The impromptu undercover operation was a piece of serendipity. Galster had come to the village of Krasny Yar to encourage the Udege to set up an anti poaching squad. Galster is the executive director of a private environmental-security organization called the Investigative Network, which helps fund the antipoaching team. Seeing a group of Americans in Krasny Yar, Leonid, the poacher/trader, had approached Sergei and offered his services as a hunting guide. After a short conversation it turned out that Leonid had a tiger skin and bones he wanted to sell. Sergei arranged for us to see the skin later.

Nongovernmental environmental investigators like Galster, who was trained in intelligence techniques, are really rare birds and fun to watch. In 1993 Galster tracked shipments of rhino horn from Mozambique to Taiwan to Hong Kong. The operation ultimately brought Galster to a warehouse in Wuchuan, China, that contained the horns of more than 500 dead black rhinos worth $13 million.

The sellers, who worked for a state medicine company, were part of a dangerous syndicate.

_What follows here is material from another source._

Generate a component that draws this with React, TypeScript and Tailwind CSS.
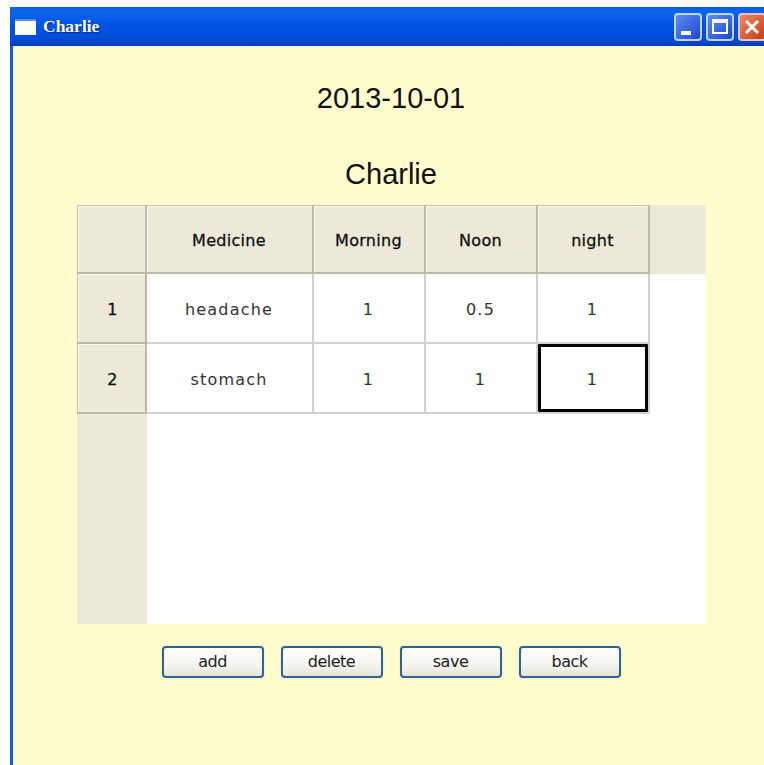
const headerCell = "flex items-center justify-center bg-[#ece9d8] shadow-[inset_1px_1px_0_#fbfaf4] border-r-2 border-b-2 border-r-[#bdb9a8] border-b-[#bdb9a8] pt-[3px] font-['DejaVu_Sans',sans-serif] text-[16px] tracking-[0.3px] text-[#111] [-webkit-text-stroke:0.3px_#111]";
const topEdge = "border-t border-t-[#c4c0b0]";
const leftEdge = "border-l border-l-[#c4c0b0] pl-[3px]";
const dataCell = "flex items-center justify-center bg-white border-r-2 border-b-2 border-[#d2d2d2] font-['DejaVu_Sans',sans-serif] text-[16px] tracking-[1.2px] text-[#333]";
const buttonClass = "w-[102px] h-[32px] rounded-[4px] border-2 border-[#2f6296] bg-[linear-gradient(#ffffff,#f4f4f0_60%,#e6e4da)] font-['DejaVu_Sans',sans-serif] text-[16px] tracking-[-0.5px] text-[#222] shadow-[0_0_2px_#d8d6c4]";

const columns = ["Medicine", "Morning", "Noon", "night"];
const rows = [
  { id: "1", cells: ["headache", "1", "0.5", "1"] },
  { id: "2", cells: ["stomach", "1", "1", "1"] },
];

export default function App() {
  return (
    <div className="w-[764px] h-[765px] overflow-hidden bg-white pl-[10px] pt-[7px]">
      <div className="w-[759px] h-[758px] flex flex-col border-l-[3px] border-[#1560e8] bg-[#fffdcd]">
        {/* title bar */}
        <div className="-ml-[3px] h-[39px] shrink-0 flex items-center pl-[5px] bg-[linear-gradient(#0a5ce0_0%,#0a64f0_14%,#0454e4_45%,#004cd8_85%,#003cb0_100%)]">
          <div className="w-[21px] h-[16px] mt-[1px] bg-[#fdfdf4] border-t-2 border-[#5d8fd8]" />
          <span className="ml-[7px] w-[60px] font-['Liberation_Serif',serif] font-bold text-[17.5px] text-white [text-shadow:1px_1px_1px_#0a2a80]">Charlie</span>
          <div className="ml-[571px] flex gap-[4px] shrink-0">
            <div className="w-[28px] h-[28px] rounded-[4px] border-2 border-[#c4d4f4] bg-[linear-gradient(135deg,#5f8cf0,#1c48d4)] relative">
              <div className="absolute left-[5px] bottom-[4px] w-[10px] h-[4px] bg-white" />
            </div>
            <div className="w-[28px] h-[28px] rounded-[4px] border-2 border-[#c4d4f4] bg-[linear-gradient(135deg,#5f8cf0,#1c48d4)] flex items-center justify-center">
              <div className="w-[16px] h-[15px] border-2 border-t-4 border-white" />
            </div>
            <div className="w-[28px] h-[28px] rounded-[4px] border-2 border-[#e8c4b4] bg-[linear-gradient(135deg,#ea8a64,#cc3c14)] flex items-center justify-center">
              <svg width="16" height="16" viewBox="0 0 16 16" stroke="white" strokeWidth="3">
                <path d="M2 2 L14 14 M14 2 L2 14" />
              </svg>
            </div>
          </div>
        </div>

        <div className="flex-1 flex flex-col items-center">
          <h1 className="mt-[35px] font-['Liberation_Sans',sans-serif] text-[29px] leading-[34px] text-[#111]">2013-10-01</h1>
          <h2 className="mt-[42px] font-['Liberation_Sans',sans-serif] text-[29px] leading-[34px] text-[#111]">Charlie</h2>

          {/* medicine table */}
          <div className="mt-[14px] w-[629px] grid grid-cols-[70px_167px_112px_112px_112px_56px] grid-rows-[69px_70px_70px_210px] bg-white">
            <div className={`${headerCell} ${topEdge} ${leftEdge}`} />
            {columns.map((c) => (
              <div key={c} className={`${headerCell} ${topEdge}`}>{c}</div>
            ))}
            <div className="bg-[#ece9d8]" />
            {rows.map((row, r) => (
              <div key={row.id} className="contents">
                <div className={`${headerCell} ${leftEdge}`}>{row.id}</div>
                {row.cells.map((value, i) => (
                  <div key={i} className={`${dataCell} ${r === 1 && i === 3 ? "" : "pt-[3px]"}`}>
                    {r === 1 && i === 3 ? (
                      <div className="w-full h-full flex items-center justify-center pt-[4px] border-[3px] border-black rounded-[1px]">{value}</div>
                    ) : (
                      value
                    )}
                  </div>
                ))}
                <div className="bg-white" />
              </div>
            ))}
            <div className="bg-[#ece9d8]" />
            <div className="col-span-5 bg-white" />
          </div>

          <div className="mt-[22px] flex gap-[17px]">
            <button className={buttonClass}>add</button>
            <button className={buttonClass}>delete</button>
            <button className={buttonClass}>save</button>
            <button className={buttonClass}>back</button>
          </div>
        </div>
      </div>
    </div>
  );
}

Rebecca Chin, a Taiwanese colleague who carried a concealed video camera in a shoulder bag, was trembling so badly that the film was unusable. Galster and Chin fabricated a reason to see the horn again and produced a damning videotape that landed the officials in jail and called international attention to the scale of the threat Asian trade poses to black rhinos.

Six months later, again pretending to be buyers, the two followed a trail of tiger and bear parts from Vladivostok, Russia, to Harbin, China. Using a camera concealed in the buttonhole of a gaudy sport jacket, Galster had the pleasure of videotaping the bandits as they told him they had to be careful because they had read about an American man and Chinese woman who had busted a rhino-horn ring in Wuchuan.

The poacher Leonid was not in the same league as the Chinese syndicates. Preparing to meet the tiger seller in Krasny Yar, Galster had taken the precaution of taping over the recording indicator on his video camera so that he could film even when the camera appeared to be off. This turned out to be unnecessary, since the poacher even offered to pose with the skin of the year-old tiger he was selling. As we chatted, Leonid remarked that killing a tiger was a very bad thing among the Udege, but that it was O.K. for him to sell the skin because he had not killed the animal. “They all say that,” said Galster later.

After pretending to examine the remains for quality, we got down to bargaining. Leonid asked for 50 million rubles (about $11,000) for the skin and bones. Following a rehearsed script, I said it was a lot of money and wanted to think about it. Galster gave the poacher my binoculars as a gesture of good faith. Later Galster reported Leonid to a local biologist and was told that this was not his first transgression. As we left Krasny Yar, Galster pondered the delicate problem of telling Vladimir Shetinin, the head of the Amba antipoaching team, that he had given his binoculars to a tiger poacher.